Calling a function you’ve written from inside a notebook cell comes with a number of advantages. First, as detailed in the last post, Jupyter Notebooks allow you to cleanly display textual, tabular, and graphical output without any fuss over graphical backends or configurations or formatting. Further, you can surround your output with markdown (text with a shorthand syntax for elegant formatting), equations, images, hyperlinks, etc. to introduce background or explain what your code is doing. Also nice is that since the output is saved in the file, a notebook provides a clean log of the times you’ve executed a portion of your code base along with the outputs that resulted.

A bit more subtly, having a control panel for your main code base also forces you to ask what the natural inputs to each analysis/simulation function are, i.e., what aspects or parameters of your code are most useful to keep explicitly modifiable. In the example above, for instance, you can specify the threshold and time constant of the simulated neuron, the amplitude of the stimulus, etc., and these inputs are instantiated simply as arguments of the lif_neuron_white_noise_input function call inside the notebook. Using function arguments to specify your inputs, as is completely natural in a Jupyter Notebook, is far simpler than developing a complicated graphical user interface (GUI) and allows for a large amount of on-the-fly flexibility (for example, in Python you could also pass in a quick code snippet like a list comprehension as an argument), while retaining a clean visual experience. Also nice about this approach is that the parameters of the analysis/simulation are kept in a separate file (the Jupyter Notebook) from the code for the function itself. Thus, once a function is written and tested, you can essentially leave its code alone, which is both good practice in software design and makes it easier to manage your project with a standard version control system.

Building off the last point, I’ve often found myself needing to share my work with readers who are primarily interested in the parameters and results of an analysis/simulation and only secondarily (or not at all) in the nuts and bolts of the actual code. Fortunately, interfacing with a code base in the way I’ve been describing makes your work ideally suited to sharing with this sort of reader. For if someone were to read our notebook in the example above, she would see the name of the function we’d called, the inputs/arguments to that function, the graphical result, and perhaps an accompanying description of the background or mathematics. She could therefore immediately view the choices we’d made for each decision we’d deemed important for the simulation, and she could examine the results immediately below it without being overwhelmed by every line of code that went into it. If she wanted to see how the results changed with different function arguments, she’d have only to edit that notebook cell and run it, without any fuss over digging through a more complicated code base.

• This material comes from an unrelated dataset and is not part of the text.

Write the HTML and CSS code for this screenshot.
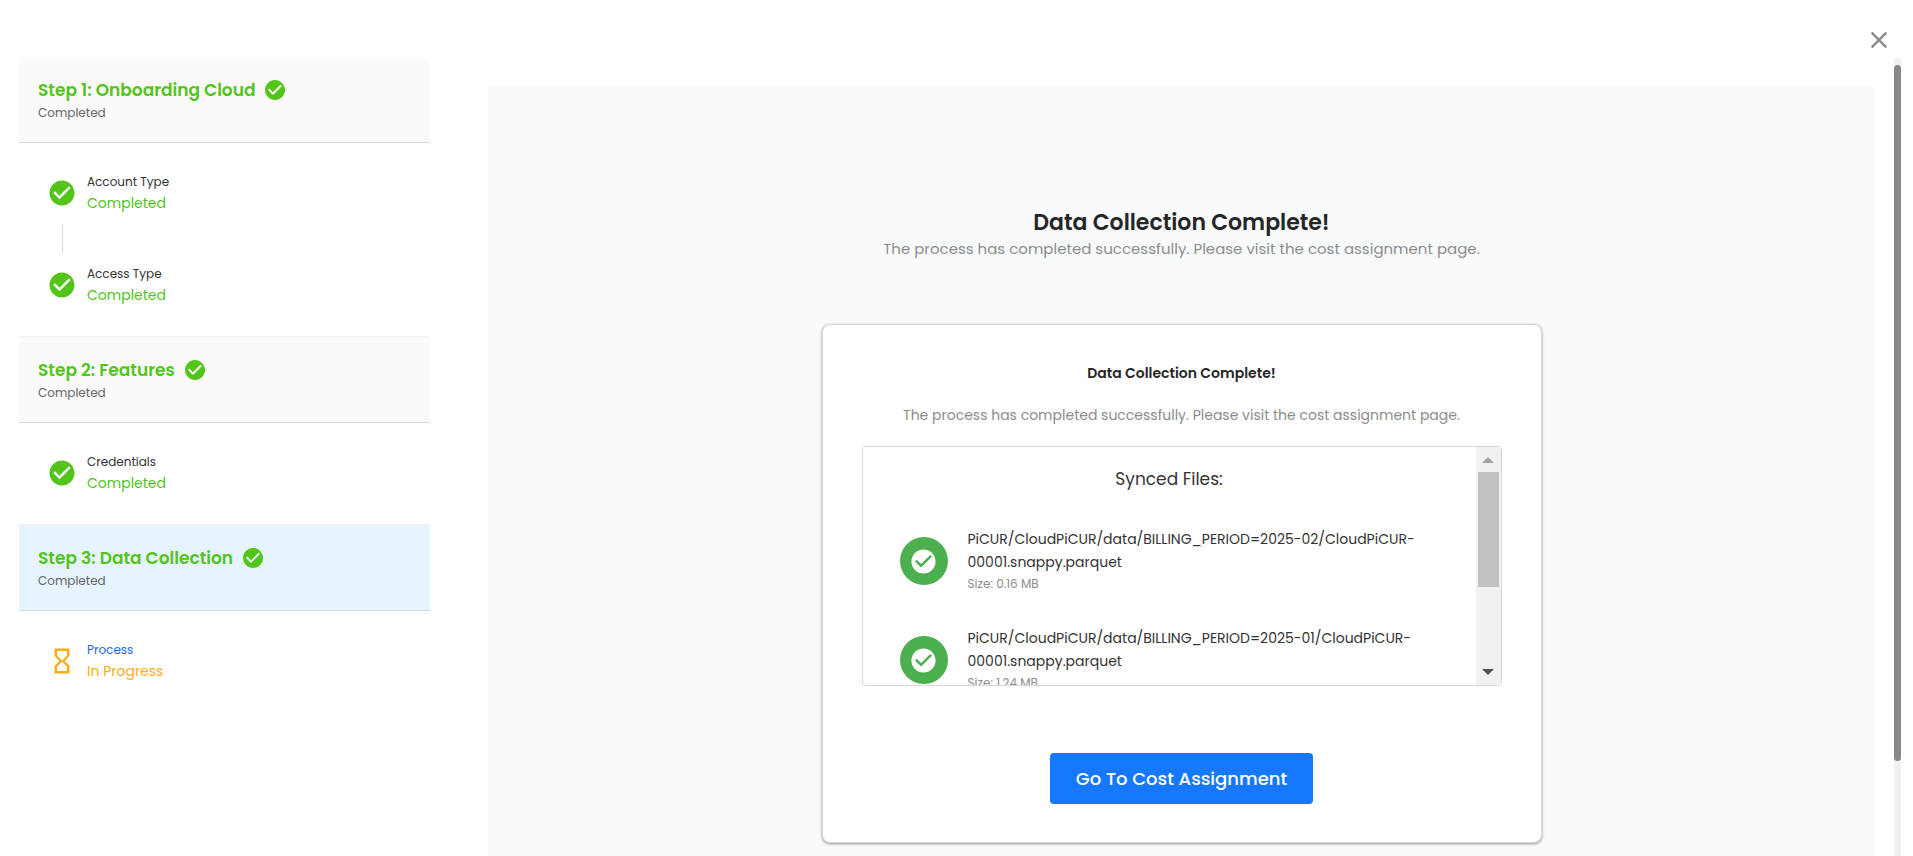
FILE: index.html
```html
<!DOCTYPE html>
<html lang="en">
<head>
<meta charset="utf-8">
<meta name="viewport" content="width=device-width, initial-scale=1">
<title>Data Collection</title>
<link rel="stylesheet" href="styles.css">
</head>
<body>
<svg class="defs" aria-hidden="true">
  <symbol id="check" viewBox="0 0 24 24"><path d="M12 2C6.48 2 2 6.48 2 12s4.48 10 10 10 10-4.48 10-10S17.52 2 12 2zm-2 15l-5-5 1.41-1.41L10 14.17l7.59-7.59L19 8l-9 9z"/></symbol>
  <symbol id="hourglass" viewBox="0 0 24 24"><path d="M6 2v6h.01L6 8.01 10 12l-4 4 .01.01H6V22h12v-5.99h-.01L18 16l-4-4 4-3.99-.01-.01H18V2H6zm10 14.5V20H8v-3.5l4-4 4 4zm-4-5l-4-4V4h8v3.5l-4 4z"/></symbol>
  <symbol id="close" viewBox="0 0 24 24"><path d="M19 6.41L17.59 5 12 10.59 6.41 5 5 6.41 10.59 12 5 17.59 6.41 19 12 13.41 17.59 19 19 17.59 13.41 12z"/></symbol>
</svg>
<div class="page">
  <header class="topbar">
    <button class="close" type="button" aria-label="Close"><svg class="close-icon"><use href="#close"/></svg></button>
  </header>
  <div class="body">
    <nav class="steps" aria-label="Onboarding steps">
      <section class="step">
        <div class="step-head">
          <h2 class="step-title">Step 1: Onboarding Cloud <svg class="step-icon"><use href="#check"/></svg></h2>
          <p class="step-status">Completed</p>
        </div>
        <ul class="substeps">
          <li class="substep">
            <svg class="substep-icon"><use href="#check"/></svg>
            <div><p class="substep-name">Account Type</p><p class="substep-status">Completed</p></div>
          </li>
          <li class="connector" aria-hidden="true"></li>
          <li class="substep">
            <svg class="substep-icon"><use href="#check"/></svg>
            <div><p class="substep-name">Access Type</p><p class="substep-status">Completed</p></div>
          </li>
        </ul>
      </section>
      <section class="step">
        <div class="step-head">
          <h2 class="step-title">Step 2: Features <svg class="step-icon"><use href="#check"/></svg></h2>
          <p class="step-status">Completed</p>
        </div>
        <ul class="substeps">
          <li class="substep">
            <svg class="substep-icon"><use href="#check"/></svg>
            <div><p class="substep-name">Credentials</p><p class="substep-status">Completed</p></div>
          </li>
        </ul>
      </section>
      <section class="step step-active">
        <div class="step-head">
          <h2 class="step-title">Step 3: Data Collection <svg class="step-icon"><use href="#check"/></svg></h2>
          <p class="step-status">Completed</p>
        </div>
        <ul class="substeps">
          <li class="substep substep-current">
            <svg class="substep-icon"><use href="#hourglass"/></svg>
            <div><p class="substep-name">Process</p><p class="substep-status">In Progress</p></div>
          </li>
        </ul>
      </section>
    </nav>
    <main class="content">
      <h1 class="title">Data Collection Complete!</h1>
      <p class="subtitle">The process has completed successfully. Please visit the cost assignment page.</p>
      <section class="card">
        <h2 class="card-title">Data Collection Complete!</h2>
        <p class="card-text">The process has completed successfully. Please visit the cost assignment page.</p>
        <div class="files">
          <div class="files-view">
            <h3 class="files-title">Synced Files:</h3>
            <ul class="file-list">
              <li class="file">
                <span class="badge"><svg class="badge-icon"><use href="#check"/></svg></span>
                <div class="file-info"><p class="file-name">PiCUR/CloudPiCUR/data/BILLING_PERIOD=2025-02/CloudPiCUR-00001.snappy.parquet</p><p class="file-size">Size: 0.16 MB</p></div>
              </li>
              <li class="file">
                <span class="badge"><svg class="badge-icon"><use href="#check"/></svg></span>
                <div class="file-info"><p class="file-name">PiCUR/CloudPiCUR/data/BILLING_PERIOD=2025-01/CloudPiCUR-00001.snappy.parquet</p><p class="file-size">Size: 1.24 MB</p></div>
              </li>
            </ul>
          </div>
          <div class="files-bar" aria-hidden="true">
            <span class="arrow arrow-up"></span>
            <span class="files-track"><span class="files-thumb"></span></span>
            <span class="arrow arrow-down"></span>
          </div>
        </div>
        <button class="action" type="button">Go To Cost Assignment</button>
      </section>
    </main>
    <div class="page-bar" aria-hidden="true"><span class="page-thumb"></span></div>
  </div>
</div>
</body>
</html>
```
FILE: styles.css
```css
* { box-sizing: border-box; }
body, h1, h2, h3, p, ul { margin: 0; padding: 0; }
ul { list-style: none; }
body {
  font-family: Poppins, Inter, "Open Sans", sans-serif;
  font-size: 14px;
  color: #262626;
  background: #fff;
}
svg { display: block; flex: none; fill: currentColor; }
button { font: inherit; border: 0; cursor: pointer; }
.defs { display: none; }

.page { display: flex; flex-direction: column; height: 100vh; overflow: hidden; }
.topbar { display: flex; flex: none; justify-content: flex-end; height: 58px; padding: 26px 20px 0 0; }
.close { width: 28px; height: 28px; padding: 0; background: none; color: #888; }
.close-icon { width: 28px; height: 28px; }
.body { display: flex; flex: 1; min-height: 0; padding: 0 12px 0 19px; }

.steps { flex: 0 0 411px; }
.step-head {
  padding: 20px 19px 18px;
  background: #fafafa;
  border-bottom: 1px solid #d9d9d9;
}
.step:first-child .step-head { border-radius: 4px 4px 0 0; }
.step + .step .step-head { padding-top: 21px; border-top: 1px solid #f0f0f0; }
.step-active .step-head { background: #e6f4ff; }
.step-title {
  display: flex;
  align-items: center;
  gap: 8px;
  font-size: 17px;
  line-height: 24px;
  font-weight: 600;
  color: #52c41a;
}
.step-icon { width: 24px; height: 24px; }
.step-status { font-size: 12px; line-height: 22px; color: #666; }
.substeps { padding: 28px 28px 30px; }
.substep { display: flex; align-items: center; gap: 10px; color: #52c41a; }
.substep-icon { width: 30px; height: 30px; }
.substep-name { font-size: 12px; line-height: 22px; color: #333; }
.substep-status { font-size: 14px; line-height: 21px; }
.connector { width: 1px; height: 28px; margin: 11px 0 10px 15px; background: #d9d9d9; }
.substep-current { color: #faad14; }
.substep-current .substep-name { color: #1d66e0; }

.content {
  display: flex;
  flex: 1;
  flex-direction: column;
  align-items: center;
  min-width: 0;
  margin: 29px 19px 0 58px;
  padding-top: 121px;
  background: #f9fafc;
}
.title { font-size: 22px; line-height: 30px; font-weight: 600; }
.subtitle { font-size: 15px; line-height: 22px; color: #8c8c8c; }
.card {
  display: flex;
  flex-direction: column;
  align-items: center;
  width: 100%;
  max-width: 720px;
  margin-top: 64px;
  padding: 36px 39px 38px;
  border: 1px solid #d9d9d9;
  border-radius: 8px;
  background: #fff;
  box-shadow: 0 1px 3px rgba(0, 0, 0, 0.4);
}
.card-title { font-size: 14px; line-height: 24px; font-weight: 600; }
.card-text { margin-top: 18px; font-size: 14px; line-height: 24px; color: #8c8c8c; }

.files {
  display: flex;
  width: 100%;
  height: 240px;
  margin-top: 19px;
  border: 1px solid #d9d9d9;
  border-radius: 4px;
  overflow: hidden;
}
.files-view { flex: 1; min-width: 0; padding: 20px 37px 0; overflow: hidden; }
.files-title { font-size: 17px; line-height: 24px; font-weight: 400; text-align: center; color: #333; }
.file-list { padding-top: 37px; }
.file { display: flex; align-items: center; gap: 20px; margin-bottom: 33px; }
.badge {
  display: flex;
  flex: none;
  align-items: center;
  justify-content: center;
  width: 48px;
  height: 48px;
  border-radius: 50%;
  background: #4caf50;
  color: #fff;
}
.badge-icon { width: 29px; height: 29px; }
.file-info { min-width: 0; }
.file-name { font-size: 14px; line-height: 23px; color: #333; }
.file-size { font-size: 12px; line-height: 20px; color: #8c8c8c; }

.files-bar { display: flex; flex: none; flex-direction: column; align-items: center; width: 25px; background: #f1f1f1; }
.arrow { flex: none; width: 0; border: 6px solid transparent; }
.arrow-up { margin: 4px 0 9px; border-bottom-color: #a3a3a3; }
.arrow-down { margin: 9px 0 4px; border-top-color: #505050; }
.files-track { flex: 1; width: 21px; }
.files-thumb { display: block; height: 61%; background: #c1c1c1; }

.action {
  margin-top: 67px;
  padding: 13px 26px;
  border-radius: 4px;
  background: #1677ff;
  color: #fff;
  font-size: 18px;
  line-height: 25px;
  font-weight: 500;
}

.page-bar { flex: none; width: 7px; padding-top: 7px; background: #f1f1f1; }
.page-thumb { display: block; height: 88%; border-radius: 4px; background: #888; }
```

Of course, if she wanted to see the underlying code that would be simple too, since the import statements specify exactly where each the code for each function lives.

Speaking of sharing notebooks, Jupyter Notebooks happen to render on GitHub, so sharing a static notebook with someone is as simple as pushing the notebook to an online repository and sharing the link.

Finally, one of the most useful aspects of using Jupyter Notebooks to interface with a larger code base I’ve encountered is that you can easily use them to run code on a remote computer. This results directly from the Jupyter application running out of a web server and using a web browser as its user interface. A notebook server can be started on one computer and accessed by another simply by navigating to a specific URL, which will bring up the notebook application. Then when you use the browser on your local computer to execute a code cell, the code gets run on the remote computer but the output gets rendered in the browser of your local computer in exactly the same way as if there were no remote connection at all.

In fact, when I made the example notebook above, I wrote and executed the simulation and viewed the graphical output purely from home on my personal laptop, but the code itself ran on a computer in my lab. Thus, the web browser acts like a portal into a code base on either your local or a remote machine which cleanly handles all aspects of the display. Compared to running remote code by screen-sharing, which is notoriously buggy, laggy, operating-system-dependent, and transmits way more graphical data than you typically actually need, or by sshing into a remote computer, executing a script from the command line, and then either attempting to pipe graphical output through the ssh tunnel (which is not that easy and certainly not that flexible) or saving it to the remote disk and syncing it via Dropbox or the like to your local computer to subsequently open it, running remote code using Jupyter is marvelously simple. You can even have interactive outputs rendered on your local browser that resulted from code running on a remote computer.

If you want to run a Jupyter Notebook server remotely yourself, check out this post, which explains the process in some detail.

In all, I’ve found that using Jupyter Notebooks as the interface with my primary code base has solved a lot of headache-inducing problems and has greatly simplified my workflow, and I hope that I’ve managed here to illuminate some of the reasons for using Jupyter in this context.